There are few packages which takes a lot of time to build (gcj, gcc for example). If something break(there would be cut in power supply etc.) I have two options: - See if I can run make in $(WORKDIR) and with which options - Rerun emerge and pray it won't happend second time It could be a special method for example: pkg_softresume() { [ -a Makefile ] || ./configure --prefix=/usr make } and I could do emerge --soft-resume or something like that.
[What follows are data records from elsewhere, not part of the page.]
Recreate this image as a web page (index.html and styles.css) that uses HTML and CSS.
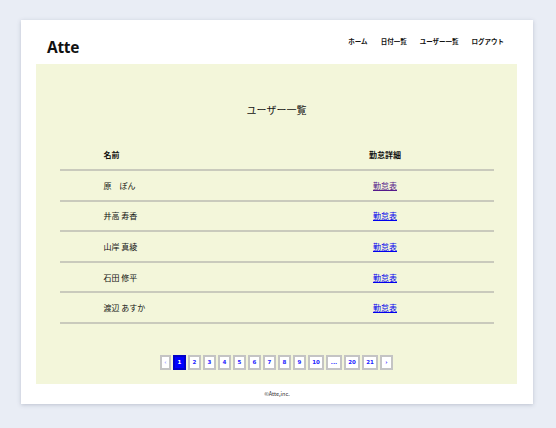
FILE: index.html
```html
<!DOCTYPE html>
<html lang="ja">
<head>
<meta charset="utf-8">
<link rel="stylesheet" href="styles.css">
</head>
<body>
<div class="card">
  <header class="header">
    <div class="logo">Atte</div>
    <nav class="nav">
      <a href="#">ホーム</a>
      <a href="#">日付一覧</a>
      <a href="#">ユーザー一覧</a>
      <a href="#">ログアウト</a>
    </nav>
  </header>
  <main class="main">
    <h2 class="title">ユーザー一覧</h2>
    <table class="users">
      <thead>
        <tr><th class="c-name">名前</th><th class="c-detail">勤怠詳細</th></tr>
      </thead>
      <tbody>
        <tr><td class="c-name">原　ぽん</td><td class="c-detail"><a class="visited" href="#">勤怠表</a></td></tr>
        <tr><td class="c-name">井高 寿香</td><td class="c-detail"><a href="#">勤怠表</a></td></tr>
        <tr><td class="c-name">山岸 真綾</td><td class="c-detail"><a href="#">勤怠表</a></td></tr>
        <tr><td class="c-name">石田 修平</td><td class="c-detail"><a href="#">勤怠表</a></td></tr>
        <tr><td class="c-name">渡辺 あすか</td><td class="c-detail"><a href="#">勤怠表</a></td></tr>
      </tbody>
    </table>
    <div class="pager">
      <span class="pg disabled">‹</span>
      <span class="pg active">1</span>
      <span class="pg">2</span>
      <span class="pg">3</span>
      <span class="pg">4</span>
      <span class="pg">5</span>
      <span class="pg">6</span>
      <span class="pg">7</span>
      <span class="pg">8</span>
      <span class="pg">9</span>
      <span class="pg wide">10</span>
      <span class="pg wide">...</span>
      <span class="pg wide">20</span>
      <span class="pg wide">21</span>
      <span class="pg">›</span>
    </div>
  </main>
  <footer class="footer">©Atte,inc.</footer>
</div>
</body>
</html>
```

FILE: styles.css
```css
html, body {
  margin: 0;
  padding: 0;
}
body {
  background: #e9edf5;
  font-family: "Noto Sans CJK JP", "Noto Sans", sans-serif;
  color: #111;
  padding: 20px 23px 24px 21px;
}
.card {
  background: #fff;
  width: 512px;
  height: 384px;
  box-shadow: 0 1px 4px rgba(60, 70, 100, 0.25);
  display: flex;
  flex-direction: column;
}
.header {
  height: 44px;
  display: flex;
  align-items: center;
  justify-content: space-between;
  padding: 0 29px 0 26px;
}
.logo {
  font-family: "Open Sans", "Noto Sans", sans-serif;
  font-weight: 700;
  font-size: 15.5px;
  letter-spacing: -0.3px;
  margin-top: 10px;
}
.nav {
  display: flex;
  gap: 13px;
  margin-top: -2px;
}
.nav a {
  font-size: 6.5px;
  font-weight: 700;
  color: #111;
  text-decoration: none;
}
.main {
  background: #f3f6da;
  margin: 0 16px 0 15px;
  height: 320px;
  display: flex;
  flex-direction: column;
  align-items: center;
}
.title {
  margin: 39px 0 0;
  font-size: 10px;
  font-weight: 400;
  line-height: 14px;
}
.users {
  margin-top: 22px;
  width: 434px;
  border-collapse: collapse;
  font-size: 8px;
}
.users th,
.users td {
  border-bottom: 2px solid #c9cabc;
  padding: 0;
  height: 28.6px;
}
.users th {
  font-weight: 700;
  height: 30px;
}
.c-name {
  width: 173px;
  text-align: left;
  padding-left: 44px !important;
}
.c-detail {
  width: 217px;
  text-align: center;
}
.users a {
  color: #0000ee;
  text-decoration: underline;
}
.users a.visited {
  color: #551a8b;
}
.pager {
  margin-top: 31px;
  display: flex;
  gap: 2px;
}
.pg {
  box-sizing: border-box;
  height: 15px;
  min-width: 13px;
  padding: 0 2px;
  border: 2px solid #c4c4c4;
  background: #fff;
  color: #2222ff;
  font-size: 5.5px;
  font-weight: 700;
  display: flex;
  align-items: center;
  justify-content: center;
  font-family: "DejaVu Sans", sans-serif;
}
.pg.wide {
  min-width: 16px;
}
.pg.disabled {
  color: #9a9aff;
  min-width: 11px;
}
.pg.active {
  background: #0000ff;
  border-color: #0000c8;
  color: #fff;
}
.footer {
  flex: 1;
  display: flex;
  align-items: center;
  justify-content: center;
  font-size: 5.5px;
  color: #333;
}
```
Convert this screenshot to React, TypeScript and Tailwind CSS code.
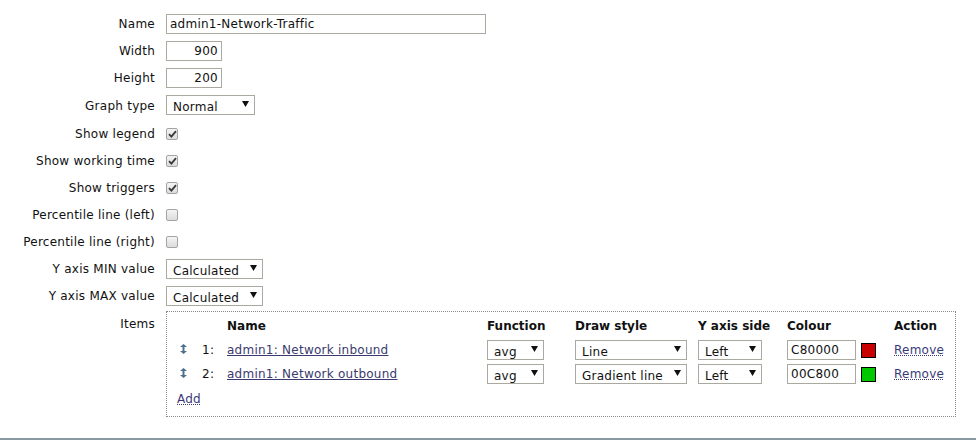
import type { ReactNode } from 'react';

const items = [
  { n: 1, name: 'admin1: Network inbound', fn: 'avg', style: 'Line', side: 'Left', colour: 'C80000', swatch: 'bg-[#c80000]' },
  { n: 2, name: 'admin1: Network outbound', fn: 'avg', style: 'Gradient line', side: 'Left', colour: '00C800', swatch: 'bg-[#00c800]' },
];

function Arrow() {
  return (
    <svg width="7" height="6" viewBox="0 0 7 6" className="shrink-0">
      <polygon points="0,0 7,0 3.5,6" fill="#111" />
    </svg>
  );
}

function Select({ value, width }: { value: string; width: string }) {
  return (
    <div className={`flex h-[20px] ${width} items-start justify-between overflow-hidden border border-[#a9a9a0] bg-white pl-[6px] pr-[5px]`}>
      <span className="pt-[4px] leading-[15px]">{value}</span>
      <span className="pt-[5px]"><Arrow /></span>
    </div>
  );
}

function Check({ on }: { on?: boolean }) {
  return (
    <div className="flex h-[12px] w-[12px] items-center justify-center rounded-[2px] border border-[#a4a4a4] bg-gradient-to-b from-[#f4f4f4] to-[#dcdcdc]">
      {on && (
        <svg width="9" height="8" viewBox="0 0 9 8">
          <path d="M1 4.2 L3.4 6.6 L8 1.2" stroke="#3a3a3a" strokeWidth="1.8" fill="none" />
        </svg>
      )}
    </div>
  );
}

function Row({ label, h = 'h-[27px]', top, children }: { label: string; h?: string; top?: boolean; children: ReactNode }) {
  return (
    <div className={`flex ${top ? 'items-start' : `${h} items-center`}`}>
      <div className={`w-[155px] shrink-0 text-right ${top ? 'pt-[4px]' : 'pt-[1px]'}`}>{label}</div>
      <div className="ml-[11px]">{children}</div>
    </div>
  );
}

function DragIcon() {
  return (
    <svg width="7" height="10" viewBox="0 0 7 10">
      <polygon points="3.5,0 7,3 0,3" fill="#4f6f8f" />
      <rect x="2.5" y="3" width="2" height="4" fill="#4f6f8f" />
      <polygon points="0,7 7,7 3.5,10" fill="#4f6f8f" />
    </svg>
  );
}

export default function App() {
  return (
    <div className="flex h-[440px] w-[976px] flex-col bg-white font-['DejaVu_Sans',sans-serif] text-[12px] tracking-[0.25px] text-[#111]">
      <div className="pt-[10px]">
        <Row label="Name">
          <div className="flex h-[20px] w-[320px] items-center border border-[#a9a9a0] pl-[3px] pt-[1px]">admin1-Network-Traffic</div>
        </Row>
        <Row label="Width">
          <div className="flex h-[20px] w-[56px] items-center justify-end border border-[#a9a9a0] pr-[3px] pt-[1px]">900</div>
        </Row>
        <Row label="Height">
          <div className="flex h-[20px] w-[56px] items-center justify-end border border-[#a9a9a0] pr-[3px] pt-[1px]">200</div>
        </Row>
        <Row label="Graph type" h="h-[29px]">
          <div className="-mt-[2px]"><Select value="Normal" width="w-[89px]" /></div>
        </Row>
        <Row label="Show legend"><Check on /></Row>
        <Row label="Show working time"><Check on /></Row>
        <Row label="Show triggers"><Check on /></Row>
        <Row label="Percentile line (left)"><Check /></Row>
        <Row label="Percentile line (right)"><Check /></Row>
        <Row label="Y axis MIN value"><Select value="Calculated" width="w-[97px]" /></Row>
        <Row label="Y axis MAX value"><Select value="Calculated" width="w-[97px]" /></Row>
        <div className="mt-[2px]">
          <Row label="Items" top>
            <div className="w-[790px] border border-dotted border-[#8a8a8a] pb-[6px] pl-[10px]">
              <div className="flex h-[26px] items-center pt-[1px] font-bold tracking-normal">
                <div className="w-[50px]" />
                <div className="w-[260px]">Name</div>
                <div className="w-[88px]">Function</div>
                <div className="w-[123px]">Draw style</div>
                <div className="w-[89px]">Y axis side</div>
                <div className="w-[107px]">Colour</div>
                <div>Action</div>
              </div>
              {items.map((it) => (
                <div key={it.n} className="flex h-[24px] items-center">
                  <div className="w-[21px] pl-[3px] pb-[3px]"><DragIcon /></div>
                  <div className="w-[29px] pl-[4px]">{it.n}:</div>
                  <div className="w-[260px]"><a className="cursor-pointer text-[#3a3a6e] underline">{it.name}</a></div>
                  <div className="w-[88px]"><Select value={it.fn} width="w-[57px]" /></div>
                  <div className="w-[123px]"><Select value={it.style} width="w-[112px]" /></div>
                  <div className="w-[89px]"><Select value={it.side} width="w-[64px]" /></div>
                  <div className="flex w-[107px] items-center">
                    <div className="flex h-[20px] w-[69px] items-center border border-[#a9a9a0] pl-[3px]">{it.colour}</div>
                    <div className={`ml-[5px] h-[15px] w-[15px] border border-black ${it.swatch}`} />
                  </div>
                  <div><a className="cursor-pointer text-[#3a3a7a] underline decoration-dotted">Remove</a></div>
                </div>
              ))}
              <div className="flex h-[24px] items-center pt-[1px]">
                <a className="cursor-pointer text-[#3a3a7a] underline decoration-dotted">Add</a>
              </div>
            </div>
          </Row>
        </div>
      </div>
      <div className="flex-1" />
      <div className="h-[2px] bg-[#8a9aa2]" />
    </div>
  );
}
Of course default should be something like: pkg_softresume() { die "This package have no support for soft resume" }
you can use FEATURES=keepwork to not remove the already compiled sources - usually make then resumes at the point where it broke
(In reply to comment #1) > you can use FEATURES=keepwork to not remove the already compiled sources - > usually make then resumes at the point where it broke > You misundersttod me - I know I can enter the directory and do something like make && cd ~ && ebuild /usr/portage/.... install preinst qmerge postinst clean But it's hard PS. When something crash(like power supply) I don't need the keepwork feature ;). I'd like to extend emerge --resume to not delete the work it have already done(by deleting unpacking and compiling once again).
Well, if you system crashed, then relying on the unknown results of unfinished compile is plain whacky.
Well - make supports such feature (and it would be provided to not all packages). Provided the fs is not damaged I can't see what is danger in.